The first university and WEA courses in Scunthorpe in the 1950s were the work of John Hughes at Hull University, who organized and taught economics and history courses in the area. He moved to Sheffield University as a lecturer in economics and set up the miners' day release courses with Royden Harrison and Bert Wynn of the Derbyshire Miners. In 1957 Hughes moved to Ruskin College, the trade union college at Oxford, and eventually became vice principal and later principal of the college, as well as a major figure in trade union and Labour politics. Hughes was one of a large group of mostly male socialist academics and tutors, “public intellectuals,” who dominated the field of workers’ education in Yorkshire universities and their extramural departments from the 1950s through to the 1980s.

The Scunthorpe branch was also involved in the 1970s when the South Yorkshire WEA began to develop courses with science activists from the British Society for Social Responsibility in Science (BSSRS). There was a Science for People Work Hazards Group in Sheffield that developed links with WEA branches in Scunthorpe and Sheffield.
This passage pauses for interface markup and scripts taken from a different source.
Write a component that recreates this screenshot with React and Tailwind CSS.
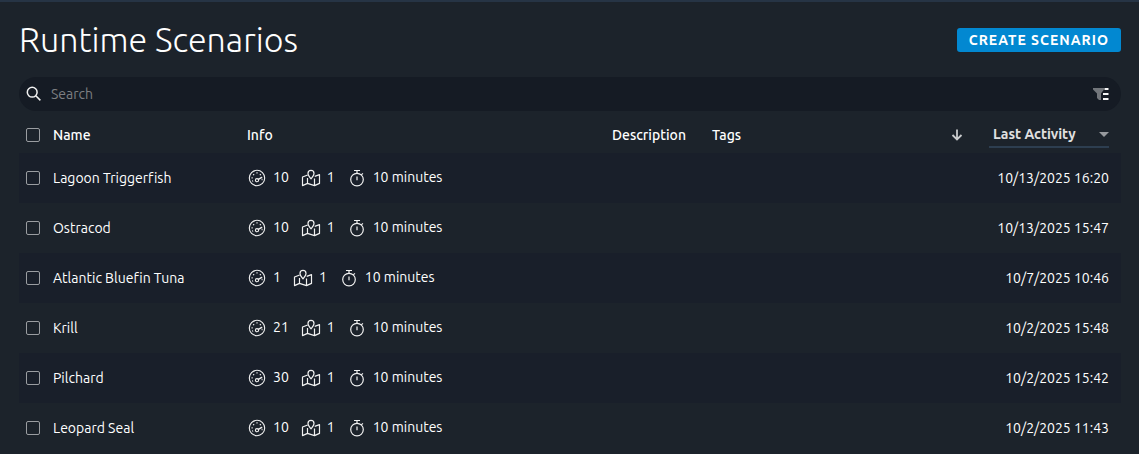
import React, { useState } from "react";

const scenarios = [
  { name: "Lagoon Triggerfish", speed: 10, maps: 1, duration: "10 minutes", activity: "10/13/2025 16:20" },
  { name: "Ostracod", speed: 10, maps: 1, duration: "10 minutes", activity: "10/13/2025 15:47" },
  { name: "Atlantic Bluefin Tuna", speed: 1, maps: 1, duration: "10 minutes", activity: "10/7/2025 10:46" },
  { name: "Krill", speed: 21, maps: 1, duration: "10 minutes", activity: "10/2/2025 15:48" },
  { name: "Pilchard", speed: 30, maps: 1, duration: "10 minutes", activity: "10/2/2025 15:42" },
  { name: "Leopard Seal", speed: 10, maps: 1, duration: "10 minutes", activity: "10/2/2025 11:43" },
];

const SearchIcon = () => (
  <svg className="h-4 w-4 shrink-0" viewBox="0 0 16 16" fill="none" stroke="#f1f1f1" strokeWidth="1.5" aria-hidden="true">
    <circle cx="6.2" cy="6.2" r="4.9" />
    <path d="M9.8 9.8 14.4 14.4" />
  </svg>
);

const FilterIcon = () => (
  <svg className="h-4 w-4" viewBox="0 0 16 16" aria-hidden="true">
    <path fill="#72767b" d="M0 2h11v1.5L8 7.5V14H6L4 12V7.5L0 3.5z" />
    <path stroke="#f5f5f5" strokeWidth="2" d="M11.5 3H15.5M10 8h5.5M10 13h5.5" />
  </svg>
);

const GaugeIcon = () => (
  <svg className="h-[18px] w-[18px]" viewBox="0 0 18 18" fill="none" stroke="#f1f1f1" strokeWidth="1.1" aria-hidden="true">
    <circle cx="9" cy="9" r="7.7" />
    <circle cx="9" cy="11.2" r="1.6" />
    <path strokeLinecap="round" strokeWidth="1.4" d="m10.4 10.4 3.3-2" />
    <path strokeWidth="1.3" d="M8.4 3.8h1.2M5.2 5.2l.9.9M11.9 6.1l.9-.9M3.5 8.8h1.2M4.2 12.2l.9-.4M13.6 10.5h.9" />
  </svg>
);

const MapIcon = () => (
  <svg className="h-[18px] w-5" viewBox="0 0 20 18" fill="none" stroke="#f1f1f1" strokeWidth="1.2" strokeLinejoin="round" aria-hidden="true">
    <path d="M10 9.8C8.3 7.7 7 6.1 7 4.4a3 3 0 0 1 6 0c0 1.7-1.3 3.3-3 5.4z" />
    <path d="M6.7 6 1.5 8v8.6l5-2.2 7 2.2 5-2.2V5.6L13.7 7.4M6.5 9v5.4M13.5 9.5v7" />
  </svg>
);

const StopwatchIcon = () => (
  <svg className="h-[18px] w-4" viewBox="0 0 16 18" fill="none" stroke="#f1f1f1" strokeWidth="1.2" aria-hidden="true">
    <circle cx="8" cy="10.6" r="6.3" />
    <path d="M5 1.5h6M8 1.5v2.8M12.3 5.9l1.6-1.6M8 7.5v3.8" />
  </svg>
);

const ArrowDownIcon = () => (
  <svg className="h-3 w-3" viewBox="0 0 12 12" fill="none" stroke="#c9cbcd" strokeWidth="1.8" aria-hidden="true">
    <path d="M6 .5v10M1.5 6 6 10.5 10.5 6" />
  </svg>
);

const Checkbox = ({ label, checked, onChange }) => (
  <input
    type="checkbox"
    aria-label={label}
    checked={checked}
    onChange={onChange}
    className="block h-3.5 w-3.5 appearance-none rounded-xs border border-[#9a9da1] checked:bg-[#0288d1]"
  />
);

const ScenarioRow = ({ scenario, checked, onToggle }) => (
  <tr className="h-[50px] odd:bg-[#191f2a]">
    <td className="pl-[7px]">
      <Checkbox label={`Select ${scenario.name}`} checked={checked} onChange={onToggle} />
    </td>
    <td>{scenario.name}</td>
    <td>
      <div className="flex items-center pl-px">
        <GaugeIcon />
        <span className="ml-[7px] pb-0.5">{scenario.speed}</span>
        <span className="ml-3">
          <MapIcon />
        </span>
        <span className="ml-1.5 pb-0.5">{scenario.maps}</span>
        <span className="ml-3.5">
          <StopwatchIcon />
        </span>
        <span className="ml-2 pb-0.5">{scenario.duration}</span>
      </div>
    </td>
    <td></td>
    <td></td>
    <td className="pr-3 text-right">{scenario.activity}</td>
  </tr>
);

export default function App() {
  const [selected, setSelected] = useState([]);

  const toggle = (name) =>
    setSelected((prev) =>
      prev.includes(name) ? prev.filter((n) => n !== name) : [...prev, name]
    );

  const toggleAll = () =>
    setSelected(selected.length === scenarios.length ? [] : scenarios.map((s) => s.name));

  return (
    <div className="min-h-screen border-t-2 border-[#263445] bg-[#1c232b] pr-[18px] pl-[19px] font-['Ubuntu','Noto_Sans',sans-serif] text-sm text-white [font-variant-ligatures:none]">
      <header className="flex h-[75px] items-start justify-between">
        <h1 className="pt-[15px] text-[34px] leading-11 font-light">Runtime Scenarios</h1>
        <button type="button" className="mt-[26px] h-6 rounded-[3px] bg-[#0288d1] px-3 leading-6 font-bold tracking-[1px] uppercase">
          Create Scenario
        </button>
      </header>

      <div className="flex h-[34px] items-center rounded-full bg-[#151b24] pr-3 pl-[7px]">
        <SearchIcon />
        <input
          type="search"
          aria-label="Search scenarios"
          placeholder="Search"
          className="ml-[9px] min-w-0 flex-1 bg-transparent outline-none placeholder:text-[#7d7f82]"
        />
        <button type="button" aria-label="Filter">
          <FilterIcon />
        </button>
      </div>

      <table className="w-full table-fixed">
        <colgroup>
          <col className="w-[34px]" />
          <col className="w-[194px]" />
          <col className="w-[365px]" />
          <col className="w-[100px]" />
          <col />
          <col className="w-[180px]" />
        </colgroup>
        <thead>
          <tr className="h-[42px] text-left">
            <th className="pt-1.5 pl-[7px]">
              <Checkbox
                label="Select all scenarios"
                checked={selected.length === scenarios.length}
                onChange={toggleAll}
              />
            </th>
            <th className="pt-1.5 font-medium">Name</th>
            <th className="pt-1.5 font-medium">Info</th>
            <th className="pt-1.5 font-medium">Description</th>
            <th className="pt-1.5 font-medium">Tags</th>
            <th className="pt-1.5 pr-3">
              <div className="flex items-center justify-end gap-[26px]">
                <button type="button" aria-label="Sort descending">
                  <ArrowDownIcon />
                </button>
                <div className="grid w-[120px] items-center border-b-2 border-[#2d3e50]">
                  <select
                    aria-label="Sort by"
                    className="col-start-1 row-start-1 h-6 w-full appearance-none bg-transparent pl-1 font-bold text-[#e0e0e0] outline-none"
                  >
                    <option>Last Activity</option>
                    <option>Created</option>
                  </select>
                  <svg className="pointer-events-none col-start-1 row-start-1 h-[5px] w-2.5 justify-self-end" viewBox="0 0 10 5" aria-hidden="true">
                    <path fill="#96999d" d="M0 0h10L5 5z" />
                  </svg>
                </div>
              </div>
            </th>
          </tr>
        </thead>
        <tbody>
          {scenarios.map((scenario) => (
            <ScenarioRow
              key={scenario.name}
              scenario={scenario}
              checked={selected.includes(scenario.name)}
              onToggle={() => toggle(scenario.name)}
            />
          ))}
        </tbody>
      </table>
    </div>
  );
}
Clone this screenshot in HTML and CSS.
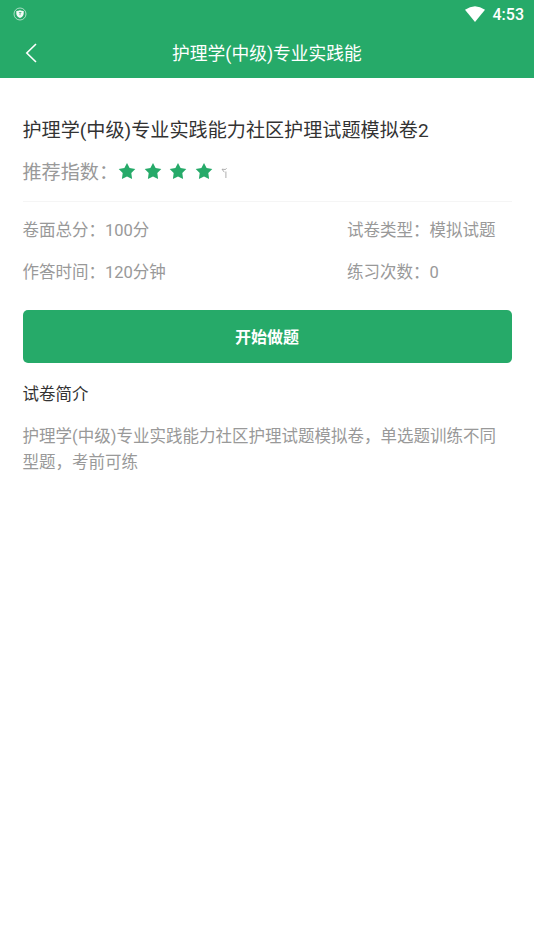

Seb Schmoller, a Cambridge-educated scientist worked with the developing WEA and TUC health and safety day release courses and wrote WEA resource pamphlets.Footnote 51 The Hazards Group Bulletin which was published by the national Hazards group from 1976 became a standard resource for information for trade unionists.

The safety rep courses were not simply “training,” but also science education for workers. Simon Pickvance, a member of the Sheffield Hazards Group and a WEA tutor, set up the Sheffield Occupational Health Project, which offered advice in GP's surgeries and became one of the few links with immigrant workers in South Yorkshire.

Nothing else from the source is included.